§ Task description: Each line of the listing must be transcribed exactly, except for the images, which should be excluded.

§ Source excerpt:
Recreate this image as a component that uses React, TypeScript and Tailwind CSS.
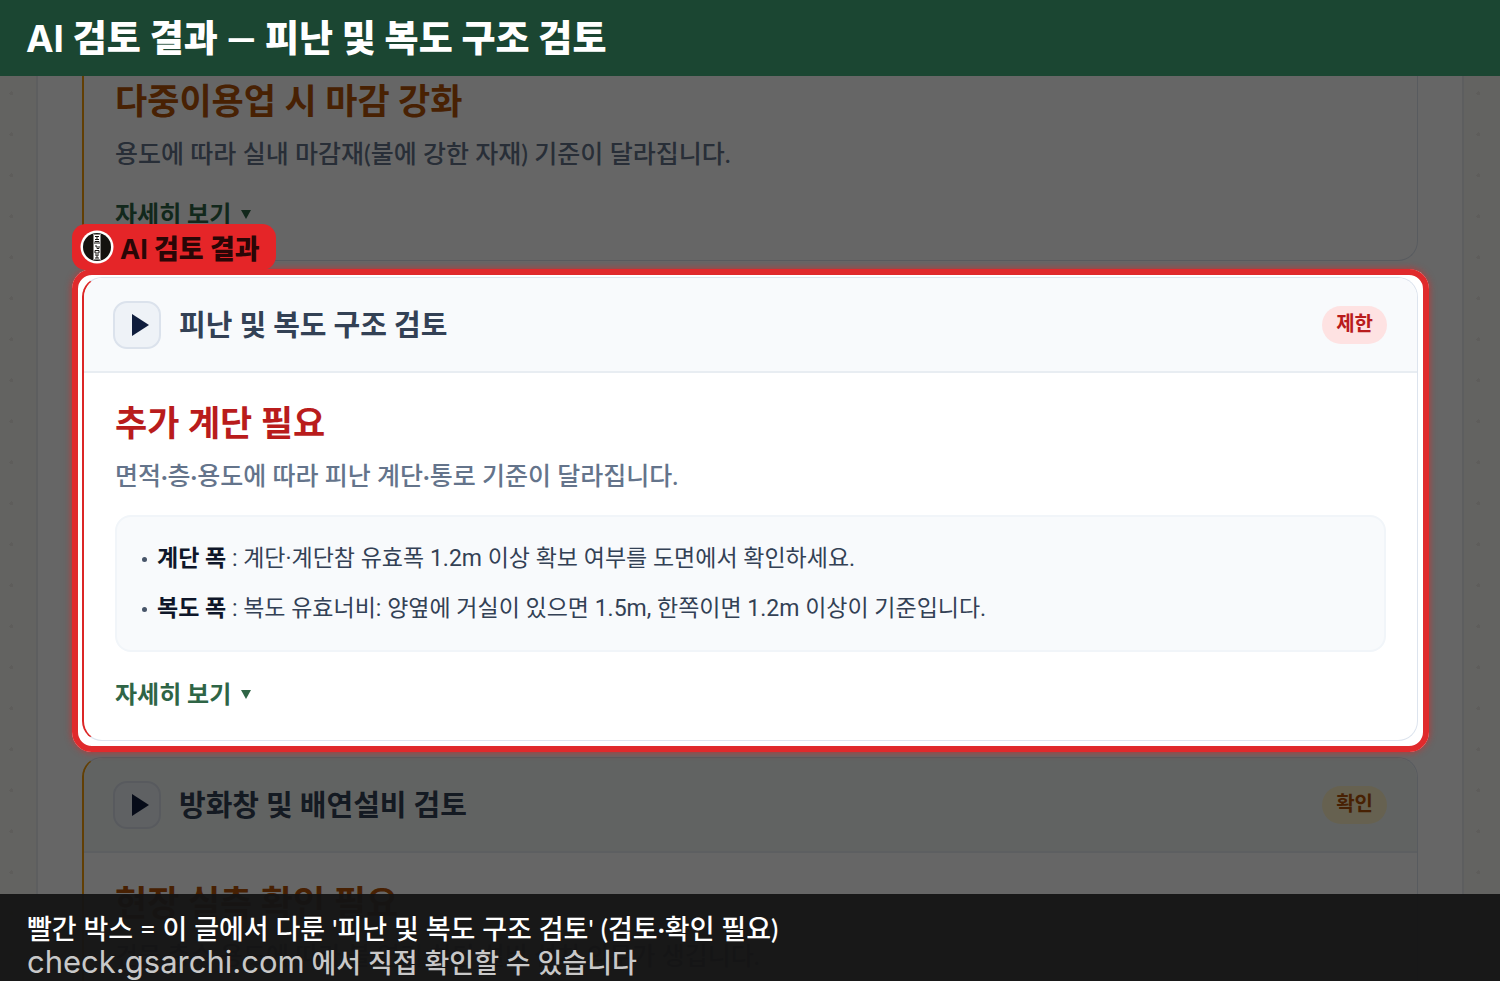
import type { ReactNode } from 'react';

type Tone = 'amber' | 'red';

const toneStyles = {
  amber: {
    border: 'border-l-[#f59e0b]',
    header: 'bg-[#f3f8f6]',
    title: 'text-[#b45309]',
    badge: 'bg-[#fef3c7] text-[#b45309]',
  },
  red: {
    border: 'border-l-[#dc2626]',
    header: 'bg-[#f8fafc]',
    title: 'text-[#b91c1c]',
    badge: 'bg-[#fee2e2] text-[#b91c1c]',
  },
};

function CardHeader({ title, badge, tone }: { title: string; badge: string; tone: Tone }) {
  return (
    <div
      className={`flex h-[95px] items-center rounded-t-[20px] border-b-2 border-[#e8edf2] pr-[30px] pl-[29px] ${toneStyles[tone].header}`}
    >
      <button
        type="button"
        aria-label={title}
        className="flex size-12 items-center justify-center rounded-[14px] border-2 border-[#dbe2ec] bg-[#eef2f7]"
      >
        <svg viewBox="0 0 18 22" className="ml-1.5 h-[22px] w-[18px]" aria-hidden="true">
          <path d="M1 0 L18 11 L1 22 Z" fill="#0f1d3d" />
        </svg>
      </button>
      <h2 className="ml-[18px] flex-1 text-[29px] leading-10 font-bold text-[#334155]">{title}</h2>
      <span
        className={`flex h-[38px] items-center rounded-full px-[14px] pb-1 text-[20px] leading-8 font-bold ${toneStyles[tone].badge}`}
      >
        {badge}
      </span>
    </div>
  );
}

function DetailLink() {
  return (
    <a href="#detail" className="flex h-9 w-fit items-center gap-[10px] text-[24px] font-bold text-[#2f6546]">
      자세히 보기
      <svg viewBox="0 0 10 9" className="h-[9px] w-[10px]" aria-hidden="true">
        <path d="M0 0 H10 L5 9 Z" fill="currentColor" />
      </svg>
    </a>
  );
}

function CardBody({ title, text, tone, children }: { title: string; text: string; tone: Tone; children?: ReactNode }) {
  return (
    <div className="px-[31px] pb-7">
      <h3 className={`text-[35px] leading-[46px] font-bold ${toneStyles[tone].title}`}>{title}</h3>
      <p className="mt-[9px] text-[25px] leading-[42px] font-medium text-[#64748b]">{text}</p>
      {children}
      <div className="mt-[22px]">
        <DetailLink />
      </div>
    </div>
  );
}

function Item({ label, text }: { label: string; text: string }) {
  return (
    <li className="flex items-center font-['Roboto','Noto_Sans_CJK_KR',sans-serif] text-[23px] leading-[50px] text-[#334155]">
      <span className="mr-[10px] ml-px size-[5px] rounded-full bg-[#475569]" />
      <span>
        <strong className="font-bold text-[#0f172a]">{label}</strong> : {text}
      </span>
    </li>
  );
}

function Logo() {
  return (
    <svg viewBox="0 0 34 34" className="size-[34px]" aria-hidden="true">
      <circle cx="17" cy="17" r="16.5" fill="#fff" />
      <circle cx="17" cy="17" r="14" fill="#14120f" />
      <rect x="13" y="4" width="8" height="26" fill="#fff" />
      <g fill="none" stroke="#14120f" strokeWidth="1">
        <path d="M13.5 4.5 H20.5 V29.5 H13.5 Z" strokeWidth="0.5" />
        <path d="M15 6.5 H19 M15 9.5 H19 M17 6.5 V9.5" />
        <path d="M15 11.5 H19 M15 11.5 V14 M17 11.5 V14 M19 11.5 V14" />
        <path d="M15 16 H17 V18.5 H19 V16" />
        <path d="M15 20.5 H19 V23 H15 Z" />
        <path d="M15 25 H19 M17 25 V28 M15 28 H19" />
      </g>
    </svg>
  );
}

const cardBase = 'rounded-[20px] border border-l-2 border-[#dde4ee] bg-white';
const gutter =
  "w-9 shrink-0 bg-[#f8f7f3] bg-[radial-gradient(circle,#ebe9e4_2px,transparent_2px)] bg-[size:41px_41px]";

export default function App() {
  return (
    <div className="relative flex h-screen flex-col overflow-hidden font-['Lato','Noto_Sans_CJK_KR',sans-serif]">
      <header className="z-20 flex h-[76px] shrink-0 items-center bg-[#1b4632] px-[26px]">
        <h1 className="text-[37px] leading-[48px] font-black text-white">
          <span className="font-['Inter'] font-bold">AI</span> 검토 결과 — 피난 및 복도 구조 검토
        </h1>
      </header>

      <main className="flex min-h-0 flex-1 overflow-hidden">
        <div className={`${gutter} bg-[position:-9px_-3px]`} />
        <div className="flex h-fit min-w-0 flex-1 flex-col gap-4 border-x-2 border-[#e9ebee] bg-white px-11">
          <section
            className={`rounded-b-[20px] border border-t-0 border-l-2 border-[#dde4ee] bg-white pt-px ${toneStyles.amber.border}`}
          >
            <CardBody
              tone="amber"
              title="다중이용업 시 마감 강화"
              text="용도에 따라 실내 마감재(불에 강한 자재) 기준이 달라집니다."
            />
          </section>

          <section className={`relative z-10 ${cardBase} ${toneStyles.red.border}`}>
            <div className="pointer-events-none absolute -top-[9px] -right-3 -bottom-3 -left-3 rounded-[20px] border-[6px] border-[#e02a2c] shadow-[0_0_6px_1px_#dc262699,0_0_0_2000px_#00000099]" />
            <div className="absolute -top-[54px] -left-3 flex h-[46px] items-center gap-[6px] rounded-[14px] bg-[#e52528] pr-4 pl-2 text-[27px] font-extrabold whitespace-nowrap text-[#2a0606]">
              <Logo />
              <span className="pt-1.5">
                <span className="font-['Inter'] font-bold">AI</span> 검토 결과
              </span>
            </div>
            <CardHeader tone="red" title="피난 및 복도 구조 검토" badge="제한" />
            <div className="pt-[26px]">
              <CardBody tone="red" title="추가 계단 필요" text="면적·층·용도에 따라 피난 계단·통로 기준이 달라집니다.">
                <ul className="mt-[19px] mb-6 rounded-[16px] border-2 border-[#f1f5f9] bg-[#f8fafc] px-6 pt-[17px] pb-4">
                  <Item label="계단 폭" text="계단·계단참 유효폭 1.2m 이상 확보 여부를 도면에서 확인하세요." />
                  <Item
                    label="복도 폭"
                    text="복도 유효너비: 양옆에 거실이 있으면 1.5m, 한쪽이면 1.2m 이상이 기준입니다."
                  />
                </ul>
              </CardBody>
            </div>
          </section>

          <section className={`${cardBase} ${toneStyles.amber.border}`}>
            <CardHeader tone="amber" title="방화창 및 배연설비 검토" badge="확인" />
            <div className="pt-[26px]">
              <CardBody
                tone="amber"
                title="현장 실측 확인 필요"
                text="건물 층수·용도에 따라 불·연기 차단 설비 설치 의무가 생깁니다."
              />
            </div>
          </section>
        </div>
        <div className={`${gutter} bg-[position:-6px_-3px]`} />
      </main>

      <footer className="absolute inset-x-0 bottom-0 z-20 h-[87px] bg-[#141414]/95 px-[27px] pt-[18px] text-[27px] leading-[33px] font-medium">
        <p className="text-white">빨간 박스 = 이 글에서 다룬 '피난 및 복도 구조 검토' (검토·확인 필요)</p>
        <p className="text-[#c8c8c8]">
          <span className="font-['Inter'] text-[31px] font-normal">check.gsarchi.com</span> 에서 직접 확인할 수 있습니다
        </p>
      </footer>
    </div>
  );
}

§ Solution for this exercise:
Recreate this image as a component that uses React, TypeScript and Tailwind CSS.
import type { ReactNode } from 'react';

type Tone = 'amber' | 'red';

const toneStyles = {
  amber: {
    border: 'border-l-[#f59e0b]',
    header: 'bg-[#f3f8f6]',
    title: 'text-[#b45309]',
    badge: 'bg-[#fef3c7] text-[#b45309]',
  },
  red: {
    border: 'border-l-[#dc2626]',
    header: 'bg-[#f8fafc]',
    title: 'text-[#b91c1c]',
    badge: 'bg-[#fee2e2] text-[#b91c1c]',
  },
};

function CardHeader({ title, badge, tone }: { title: string; badge: string; tone: Tone }) {
  return (
    <div
      className={`flex h-[95px] items-center rounded-t-[20px] border-b-2 border-[#e8edf2] pr-[30px] pl-[29px] ${toneStyles[tone].header}`}
    >
      <button
        type="button"
        aria-label={title}
        className="flex size-12 items-center justify-center rounded-[14px] border-2 border-[#dbe2ec] bg-[#eef2f7]"
      >
        <svg viewBox="0 0 18 22" className="ml-1.5 h-[22px] w-[18px]" aria-hidden="true">
          <path d="M1 0 L18 11 L1 22 Z" fill="#0f1d3d" />
        </svg>
      </button>
      <h2 className="ml-[18px] flex-1 text-[29px] leading-10 font-bold text-[#334155]">{title}</h2>
      <span
        className={`flex h-[38px] items-center rounded-full px-[14px] pb-1 text-[20px] leading-8 font-bold ${toneStyles[tone].badge}`}
      >
        {badge}
      </span>
    </div>
  );
}

function DetailLink() {
  return (
    <a href="#detail" className="flex h-9 w-fit items-center gap-[10px] text-[24px] font-bold text-[#2f6546]">
      자세히 보기
      <svg viewBox="0 0 10 9" className="h-[9px] w-[10px]" aria-hidden="true">
        <path d="M0 0 H10 L5 9 Z" fill="currentColor" />
      </svg>
    </a>
  );
}

function CardBody({ title, text, tone, children }: { title: string; text: string; tone: Tone; children?: ReactNode }) {
  return (
    <div className="px-[31px] pb-7">
      <h3 className={`text-[35px] leading-[46px] font-bold ${toneStyles[tone].title}`}>{title}</h3>
      <p className="mt-[9px] text-[25px] leading-[42px] font-medium text-[#64748b]">{text}</p>
      {children}
      <div className="mt-[22px]">
        <DetailLink />
      </div>
    </div>
  );
}

function Item({ label, text }: { label: string; text: string }) {
  return (
    <li className="flex items-center font-['Roboto','Noto_Sans_CJK_KR',sans-serif] text-[23px] leading-[50px] text-[#334155]">
      <span className="mr-[10px] ml-px size-[5px] rounded-full bg-[#475569]" />
      <span>
        <strong className="font-bold text-[#0f172a]">{label}</strong> : {text}
      </span>
    </li>
  );
}

function Logo() {
  return (
    <svg viewBox="0 0 34 34" className="size-[34px]" aria-hidden="true">
      <circle cx="17" cy="17" r="16.5" fill="#fff" />
      <circle cx="17" cy="17" r="14" fill="#14120f" />
      <rect x="13" y="4" width="8" height="26" fill="#fff" />
      <g fill="none" stroke="#14120f" strokeWidth="1">
        <path d="M13.5 4.5 H20.5 V29.5 H13.5 Z" strokeWidth="0.5" />
        <path d="M15 6.5 H19 M15 9.5 H19 M17 6.5 V9.5" />
        <path d="M15 11.5 H19 M15 11.5 V14 M17 11.5 V14 M19 11.5 V14" />
        <path d="M15 16 H17 V18.5 H19 V16" />
        <path d="M15 20.5 H19 V23 H15 Z" />
        <path d="M15 25 H19 M17 25 V28 M15 28 H19" />
      </g>
    </svg>
  );
}

const cardBase = 'rounded-[20px] border border-l-2 border-[#dde4ee] bg-white';
const gutter =
  "w-9 shrink-0 bg-[#f8f7f3] bg-[radial-gradient(circle,#ebe9e4_2px,transparent_2px)] bg-[size:41px_41px]";

export default function App() {
  return (
    <div className="relative flex h-screen flex-col overflow-hidden font-['Lato','Noto_Sans_CJK_KR',sans-serif]">
      <header className="z-20 flex h-[76px] shrink-0 items-center bg-[#1b4632] px-[26px]">
        <h1 className="text-[37px] leading-[48px] font-black text-white">
          <span className="font-['Inter'] font-bold">AI</span> 검토 결과 — 피난 및 복도 구조 검토
        </h1>
      </header>

      <main className="flex min-h-0 flex-1 overflow-hidden">
        <div className={`${gutter} bg-[position:-9px_-3px]`} />
        <div className="flex h-fit min-w-0 flex-1 flex-col gap-4 border-x-2 border-[#e9ebee] bg-white px-11">
          <section
            className={`rounded-b-[20px] border border-t-0 border-l-2 border-[#dde4ee] bg-white pt-px ${toneStyles.amber.border}`}
          >
            <CardBody
              tone="amber"
              title="다중이용업 시 마감 강화"
              text="용도에 따라 실내 마감재(불에 강한 자재) 기준이 달라집니다."
            />
          </section>

          <section className={`relative z-10 ${cardBase} ${toneStyles.red.border}`}>
            <div className="pointer-events-none absolute -top-[9px] -right-3 -bottom-3 -left-3 rounded-[20px] border-[6px] border-[#e02a2c] shadow-[0_0_6px_1px_#dc262699,0_0_0_2000px_#00000099]" />
            <div className="absolute -top-[54px] -left-3 flex h-[46px] items-center gap-[6px] rounded-[14px] bg-[#e52528] pr-4 pl-2 text-[27px] font-extrabold whitespace-nowrap text-[#2a0606]">
              <Logo />
              <span className="pt-1.5">
                <span className="font-['Inter'] font-bold">AI</span> 검토 결과
              </span>
            </div>
            <CardHeader tone="red" title="피난 및 복도 구조 검토" badge="제한" />
            <div className="pt-[26px]">
              <CardBody tone="red" title="추가 계단 필요" text="면적·층·용도에 따라 피난 계단·통로 기준이 달라집니다.">
                <ul className="mt-[19px] mb-6 rounded-[16px] border-2 border-[#f1f5f9] bg-[#f8fafc] px-6 pt-[17px] pb-4">
                  <Item label="계단 폭" text="계단·계단참 유효폭 1.2m 이상 확보 여부를 도면에서 확인하세요." />
                  <Item
                    label="복도 폭"
                    text="복도 유효너비: 양옆에 거실이 있으면 1.5m, 한쪽이면 1.2m 이상이 기준입니다."
                  />
                </ul>
              </CardBody>
            </div>
          </section>

          <section className={`${cardBase} ${toneStyles.amber.border}`}>
            <CardHeader tone="amber" title="방화창 및 배연설비 검토" badge="확인" />
            <div className="pt-[26px]">
              <CardBody
                tone="amber"
                title="현장 실측 확인 필요"
                text="건물 층수·용도에 따라 불·연기 차단 설비 설치 의무가 생깁니다."
              />
            </div>
          </section>
        </div>
        <div className={`${gutter} bg-[position:-6px_-3px]`} />
      </main>

      <footer className="absolute inset-x-0 bottom-0 z-20 h-[87px] bg-[#141414]/95 px-[27px] pt-[18px] text-[27px] leading-[33px] font-medium">
        <p className="text-white">빨간 박스 = 이 글에서 다룬 '피난 및 복도 구조 검토' (검토·확인 필요)</p>
        <p className="text-[#c8c8c8]">
          <span className="font-['Inter'] text-[31px] font-normal">check.gsarchi.com</span> 에서 직접 확인할 수 있습니다
        </p>
      </footer>
    </div>
  );
}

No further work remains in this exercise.